A few months ago I bought an interesting 1865 letter on U.S. Supreme Court stationery:middleton
Here is what it says, as best I can tell:

Washington City Mar 6th 1865

Curtis & Scribner, Esqs

Your favor of the 25th ult, is received.

The case of Sam R. Curtis et. al., applnts v. Mr. D. Brown was reached in the regular call of the docket on the 1st of February, when Mr. Carlisle associated with Mr. Woolworth, for the appellee had the case called under the rule, and dismissed at the costs of the appellents, for want of prosecution.

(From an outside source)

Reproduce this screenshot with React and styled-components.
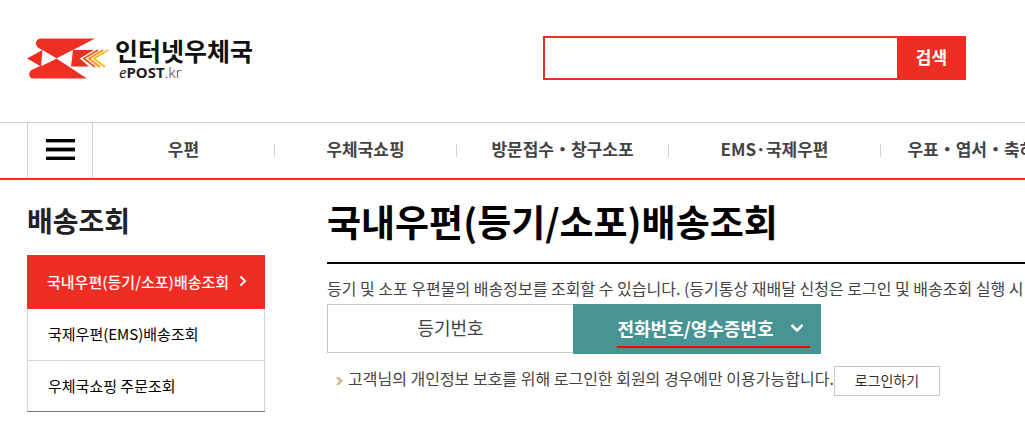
import styled, { createGlobalStyle } from "styled-components"

const GlobalStyle = createGlobalStyle`
*{
    box-sizing:border-box;
}
body{
    margin:0;
    background-color:white;
    color:#444;
    font-family:"Noto Sans CJK KR","Noto Sans",sans-serif;
    font-size:16px;
    overflow-x:hidden;
}
a{
    color:inherit;
    text-decoration:none;
}
button,input{
    font-family:inherit;
    margin:0;
}
`

const Header = styled.header`
display:flex;
align-items:center;
justify-content:space-between;
height:122px;
padding:0 59px 6px 27px;
`
const Logo = styled.a`
display:flex;
align-items:center;
gap:5px;
padding-top:2px;
color:#111;
`
const LogoText = styled.span`
display:flex;
flex-direction:column;
`
const LogoName = styled.strong`
font-size:25px;
line-height:26px;
white-space:nowrap;
`
const LogoSub = styled.span`
font-family:"Noto Sans",sans-serif;
font-size:15px;
line-height:18px;
padding-left:4px;
color:#222;
>span{
    font-weight:300;
    color:#444;
}
`
const Search = styled.form`
display:flex;
width:423px;
height:44px;
`
const SearchInput = styled.input`
flex:1;
min-width:0;
padding:0 12px;
border:2px solid #f02d25;
border-right:0;
border-radius:0;
outline:none;
font-size:16px;
`
const SearchButton = styled.button`
width:69px;
padding:0 0 4px;
border:0;
background-color:#f02d25;
color:white;
font-size:17px;
font-weight:bold;
`
const Nav = styled.nav`
display:flex;
height:58px;
padding-left:27px;
border-top:1px solid #d2d2d2;
border-bottom:2px solid #f02d25;
overflow:hidden;
`
const MenuButton = styled.button`
display:flex;
align-items:center;
justify-content:center;
flex:none;
width:66px;
padding:0 0 2px;
border:solid #d2d2d2;
border-width:0 1px;
background-color:white;
`
const NavList = styled.ul`
display:flex;
align-items:center;
margin:0;
padding:0;
list-style:none;
`
const NavItem = styled.li`
flex:none;
width:${props => props.$wide ? "212px" : "182px"};
height:13px;
display:flex;
align-items:center;
justify-content:center;
border-right:1px solid #d2d2d2;
color:#444;
font-size:17px;
font-weight:bold;
white-space:nowrap;
&:last-child{
    border-right:0;
}
>a{
    padding-bottom:4px;
}
`
const Body = styled.div`
display:flex;
gap:62px;
padding-left:27px;
overflow:hidden;
`
const Side = styled.aside`
flex:none;
width:238px;
`
const SideTitle = styled.h2`
margin:0;
padding-top:20px;
height:75px;
color:#222;
font-size:28px;
line-height:40px;
`
const SideMenu = styled.ul`
margin:0;
padding:0;
list-style:none;
border-bottom:1px solid #777;
`
const SideLink = styled.a`
display:flex;
align-items:center;
justify-content:space-between;
height:${props => props.$active ? "54px" : "51px"};
padding:0 18px 2px 20px;
border:solid #d8d8d8;
border-width:${props => props.$active ? "0" : "0 1px"};
background-color:${props => props.$active ? "#f02d25" : "white"};
color:${props => props.$active ? "white" : "#000"};
font-size:15px;
font-weight:${props => props.$active ? "500" : "400"};
white-space:nowrap;
li + li + li > &{
    border-top-width:1px;
}
`
const Content = styled.main`
flex:1;
min-width:0;
`
const Title = styled.h1`
margin:0;
padding-top:15px;
height:84px;
border-bottom:2px solid #000;
color:#000;
font-size:37px;
line-height:52px;
white-space:nowrap;
`
const Description = styled.p`
margin:0;
padding-top:12px;
height:40px;
line-height:24px;
white-space:nowrap;
`
const Tabs = styled.div`
display:flex;
align-items:flex-start;
`
const Tab = styled.button`
display:flex;
align-items:center;
justify-content:center;
gap:16px;
position:relative;
width:${props => props.$active ? "248px" : "246px"};
height:${props => props.$active ? "50px" : "49px"};
padding:${props => props.$active ? "0 17px 2px 44px" : "0 0 4px"};
border:solid #c8c8c8;
border-width:${props => props.$active ? "0" : "1px 0 1px 1px"};
background-color:${props => props.$active ? "#479494" : "white"};
color:${props => props.$active ? "white" : "#444"};
font-size:18px;
font-weight:${props => props.$active ? "bold" : "400"};
white-space:nowrap;
`
const Underline = styled.span`
position:absolute;
left:44px;
right:11px;
bottom:6px;
height:2px;
background-color:#f00;
`
const Notice = styled.div`
display:flex;
align-items:center;
padding:12px 0 16px 9px;
white-space:nowrap;
`
const NoticeText = styled.p`
margin:0 0 0 5px;
line-height:24px;
padding-bottom:6px;
`
const LoginButton = styled.button`
width:106px;
height:30px;
padding:0 0 2px;
border:1px solid #c8c8c8;
background-color:white;
color:#333;
font-size:14px;
`

const navItems = [
    { name: "우편" },
    { name: "우체국쇼핑" },
    { name: "방문접수・창구소포", wide: true },
    { name: "EMS·국제우편", wide: true },
    { name: "우표・엽서・축하카드", wide: true },
]

const sideItems = ["국내우편(등기/소포)배송조회", "국제우편(EMS)배송조회", "우체국쇼핑 주문조회"]

const LogoMark = () => {
    return(
        <svg width="83" height="42" viewBox="0 0 83 42" aria-hidden="true">
            <g fill="#ee3024">
                <path d="M14 .5H68L29.5 20.5 11 9.5C7 6 9 .5 14 .5Z"/>
                <path d="M29.5 20.5 60 40.5H6C1.500 40.500 1 34.500 4.500 32Z"/>
                <path d="M0 20.500 15.500 12 14 28.500Z"/>
                <path d="M46 12H67L53 20.500 62 28.500H44Z"/>
            </g>
            <path d="M16 12.500 29.500 20.500 14.500 28Z M45.500 12.500 29.500 20.500 43.500 28Z" fill="white"/>
            <g fill="none" strokeWidth="2">
                <path d="M69 12 55 20.500 66 29" stroke="white"/>
                <path d="M71 12 57 20.500 68 29" stroke="#ee5a24"/>
                <path d="M76 12 62 20.500 73 29" stroke="#f7941d"/>
                <path d="M81 12 67 20.500 78 29" stroke="#fdbd1e"/>
            </g>
        </svg>
    )
}

const App = () => {
    return(
        <>
            <GlobalStyle/>
            <Header>
                <Logo href="#">
                    <LogoMark/>
                    <LogoText>
                        <LogoName>인터넷우체국</LogoName>
                        <LogoSub><em>e</em><b>POST</b><span>.kr</span></LogoSub>
                    </LogoText>
                </Logo>
                <Search onSubmit={e => e.preventDefault()}>
                    <SearchInput type="text" aria-label="검색어"/>
                    <SearchButton type="submit">검색</SearchButton>
                </Search>
            </Header>
            <Nav>
                <MenuButton type="button" aria-label="전체메뉴">
                    <svg width="29" height="21" viewBox="0 0 29 21" aria-hidden="true">
                        <path d="M0 0H29V3H0Z M0 9H29V12H0Z M0 18H29V21H0Z" fill="#000"/>
                        <path d="M0 3H29V4H0Z M0 8H29V9H0Z M0 12H29V13H0Z M0 17H29V18H0Z" fill="#999"/>
                    </svg>
                </MenuButton>
                <NavList>
                    {navItems.map(item => (
                        <NavItem key={item.name} $wide={item.wide}><a href="#">{item.name}</a></NavItem>
                    ))}
                </NavList>
            </Nav>
            <Body>
                <Side>
                    <SideTitle>배송조회</SideTitle>
                    <SideMenu>
                        {sideItems.map((name, i) => (
                            <li key={name}>
                                <SideLink href="#" $active={i === 0}>
                                    {name}
                                    {i === 0 && (
                                        <svg width="8" height="12" viewBox="0 0 8 12" aria-hidden="true">
                                            <path d="M1.500 1.500 6 6 1.500 10.500" fill="none" stroke="white" strokeWidth="2"/>
                                        </svg>
                                    )}
                                </SideLink>
                            </li>
                        ))}
                    </SideMenu>
                </Side>
                <Content>
                    <Title>국내우편(등기/소포)배송조회</Title>
                    <Description>등기 및 소포 우편물의 배송정보를 조회할 수 있습니다. (등기통상 재배달 신청은 로그인 및 배송조회 실행 시 가능합니다.)</Description>
                    <Tabs role="tablist">
                        <Tab type="button" role="tab" aria-selected="false">등기번호</Tab>
                        <Tab type="button" role="tab" aria-selected="true" $active>
                            전화번호/영수증번호
                            <svg width="14" height="10" viewBox="0 0 14 10" aria-hidden="true">
                                <path d="M1.500 2 7 7.500 12.500 2" fill="none" stroke="white" strokeWidth="2.500"/>
                            </svg>
                            <Underline/>
                        </Tab>
                    </Tabs>
                    <Notice>
                        <svg width="7" height="8" viewBox="0 0 7 8" aria-hidden="true">
                            <path d="M0 0H3L7 4 3 8H0L3 4Z" fill="#e3b491"/>
                        </svg>
                        <NoticeText>고객님의 개인정보 보호를 위해 로그인한 회원의 경우에만 이용가능합니다.</NoticeText>
                        <LoginButton type="button">로그인하기</LoginButton>
                    </Notice>
                </Content>
            </Body>
        </>
    )
}
export default App;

It is therefore off the docket.

Yours truly,
D.W. Middleton

In this letter, the court clerk responds to a law firm’s inquiry about a case. Specifically, the letter informs the firm that the case was dismissed when the appellants’ lawyers didn’t show up in court. The law firm had inquired about the case in a letter dated February 25th — “25th ult,” shorthand for 25th ultimo, or the 25th day of the previous month.

But what was the case about, and who were the people named in the letter? I did some hunting around, and here’s what I could figure out. The author of the letter is easily identified: D.W. Middleton was the Clerk of the Supreme Court from 1863 to 1880.

The named appellant, “Sam R. Curtis,” was Major General Samuel Ryan Curtis, a Union general who months earlier had led his troops to a decisive victory over the Confederates in The Battle of Westport.

The law firm of Curtis & Scribner was an Ohio law firm, and the “Curtis” in the firm name referred General Curtis’s older brother Henry Barnes Curtis, a very prominent Ohio attorney.